**Aim:** Look through the lines below and state how many hold the word "that". Write only the number.

**Given data:**
---
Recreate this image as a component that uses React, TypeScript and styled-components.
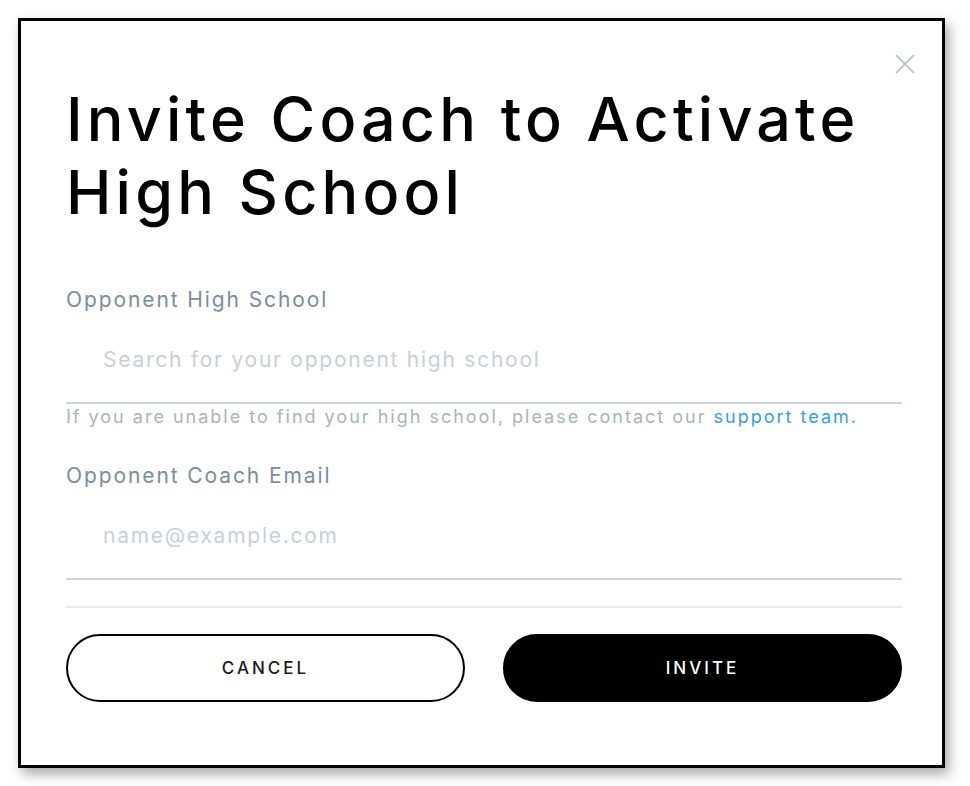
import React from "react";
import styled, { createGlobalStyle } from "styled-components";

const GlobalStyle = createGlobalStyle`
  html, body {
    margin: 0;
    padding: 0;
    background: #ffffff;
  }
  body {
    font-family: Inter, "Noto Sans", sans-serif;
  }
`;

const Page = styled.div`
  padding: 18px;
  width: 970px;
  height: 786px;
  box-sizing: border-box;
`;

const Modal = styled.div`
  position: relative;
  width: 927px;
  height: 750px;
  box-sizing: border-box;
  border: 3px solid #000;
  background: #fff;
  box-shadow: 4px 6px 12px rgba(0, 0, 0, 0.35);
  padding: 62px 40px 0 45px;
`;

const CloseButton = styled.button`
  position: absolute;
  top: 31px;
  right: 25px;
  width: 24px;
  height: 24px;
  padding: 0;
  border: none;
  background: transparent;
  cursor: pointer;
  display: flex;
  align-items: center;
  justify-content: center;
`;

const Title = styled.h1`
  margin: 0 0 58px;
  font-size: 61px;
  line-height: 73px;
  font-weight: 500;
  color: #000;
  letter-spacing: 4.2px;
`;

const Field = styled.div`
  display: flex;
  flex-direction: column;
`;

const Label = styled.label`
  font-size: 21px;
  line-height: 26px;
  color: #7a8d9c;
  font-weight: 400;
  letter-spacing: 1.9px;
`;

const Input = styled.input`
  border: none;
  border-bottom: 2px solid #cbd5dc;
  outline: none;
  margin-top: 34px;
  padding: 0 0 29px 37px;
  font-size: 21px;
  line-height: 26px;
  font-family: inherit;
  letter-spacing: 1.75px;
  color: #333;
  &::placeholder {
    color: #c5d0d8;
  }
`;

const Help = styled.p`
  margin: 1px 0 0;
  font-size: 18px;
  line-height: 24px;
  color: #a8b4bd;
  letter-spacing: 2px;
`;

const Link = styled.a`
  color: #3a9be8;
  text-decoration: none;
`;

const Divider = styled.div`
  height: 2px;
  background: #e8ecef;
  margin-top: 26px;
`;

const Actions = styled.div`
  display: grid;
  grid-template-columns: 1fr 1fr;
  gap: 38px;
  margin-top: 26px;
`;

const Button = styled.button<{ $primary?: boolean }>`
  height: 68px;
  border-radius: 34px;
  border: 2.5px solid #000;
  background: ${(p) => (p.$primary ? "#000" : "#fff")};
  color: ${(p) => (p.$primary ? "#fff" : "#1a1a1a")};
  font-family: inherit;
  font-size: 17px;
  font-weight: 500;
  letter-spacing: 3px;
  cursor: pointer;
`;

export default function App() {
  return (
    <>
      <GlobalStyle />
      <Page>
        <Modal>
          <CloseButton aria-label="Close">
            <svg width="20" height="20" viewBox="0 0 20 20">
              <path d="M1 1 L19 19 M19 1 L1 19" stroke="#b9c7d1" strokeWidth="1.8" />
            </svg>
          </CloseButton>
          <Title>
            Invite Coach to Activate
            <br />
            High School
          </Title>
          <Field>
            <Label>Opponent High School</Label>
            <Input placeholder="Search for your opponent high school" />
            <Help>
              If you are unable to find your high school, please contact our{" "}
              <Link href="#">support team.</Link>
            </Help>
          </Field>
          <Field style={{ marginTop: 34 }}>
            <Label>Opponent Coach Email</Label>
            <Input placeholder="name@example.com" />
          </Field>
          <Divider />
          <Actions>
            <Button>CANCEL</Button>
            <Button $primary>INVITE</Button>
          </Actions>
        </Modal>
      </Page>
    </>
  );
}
---
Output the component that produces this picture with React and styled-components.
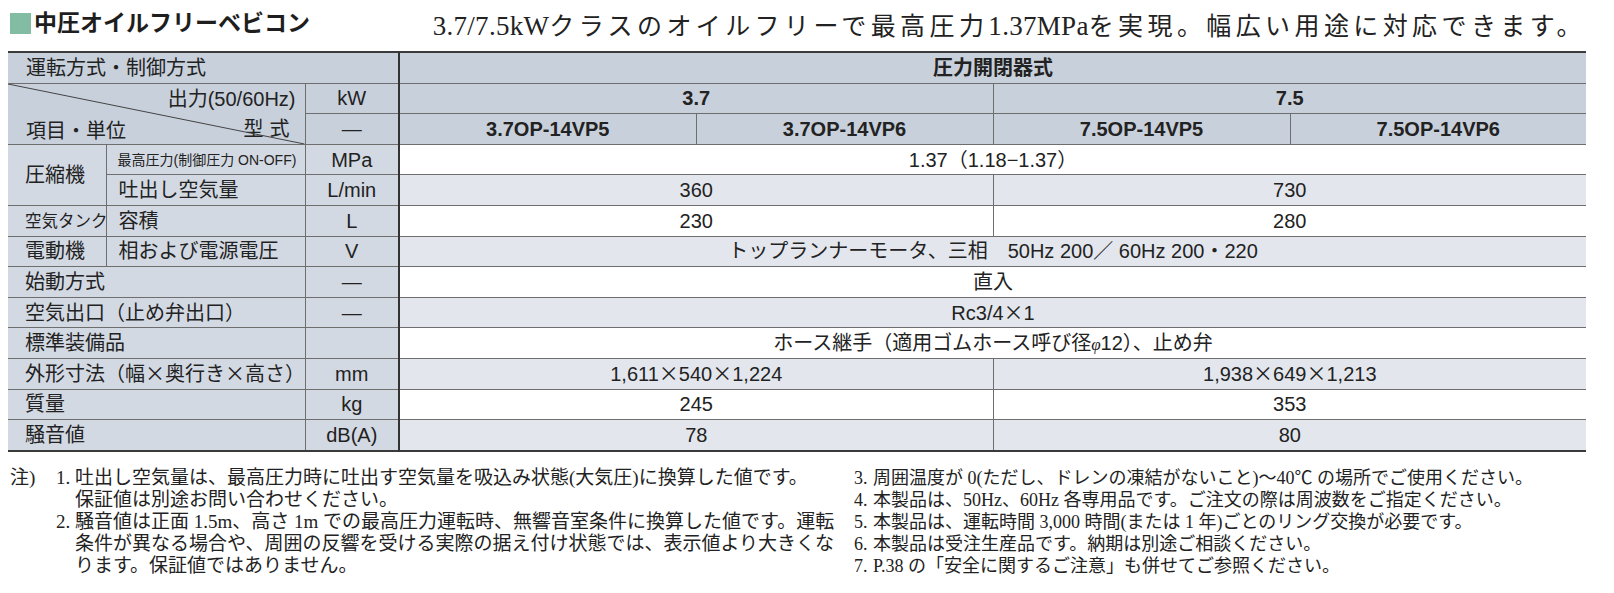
---
**The result:** 2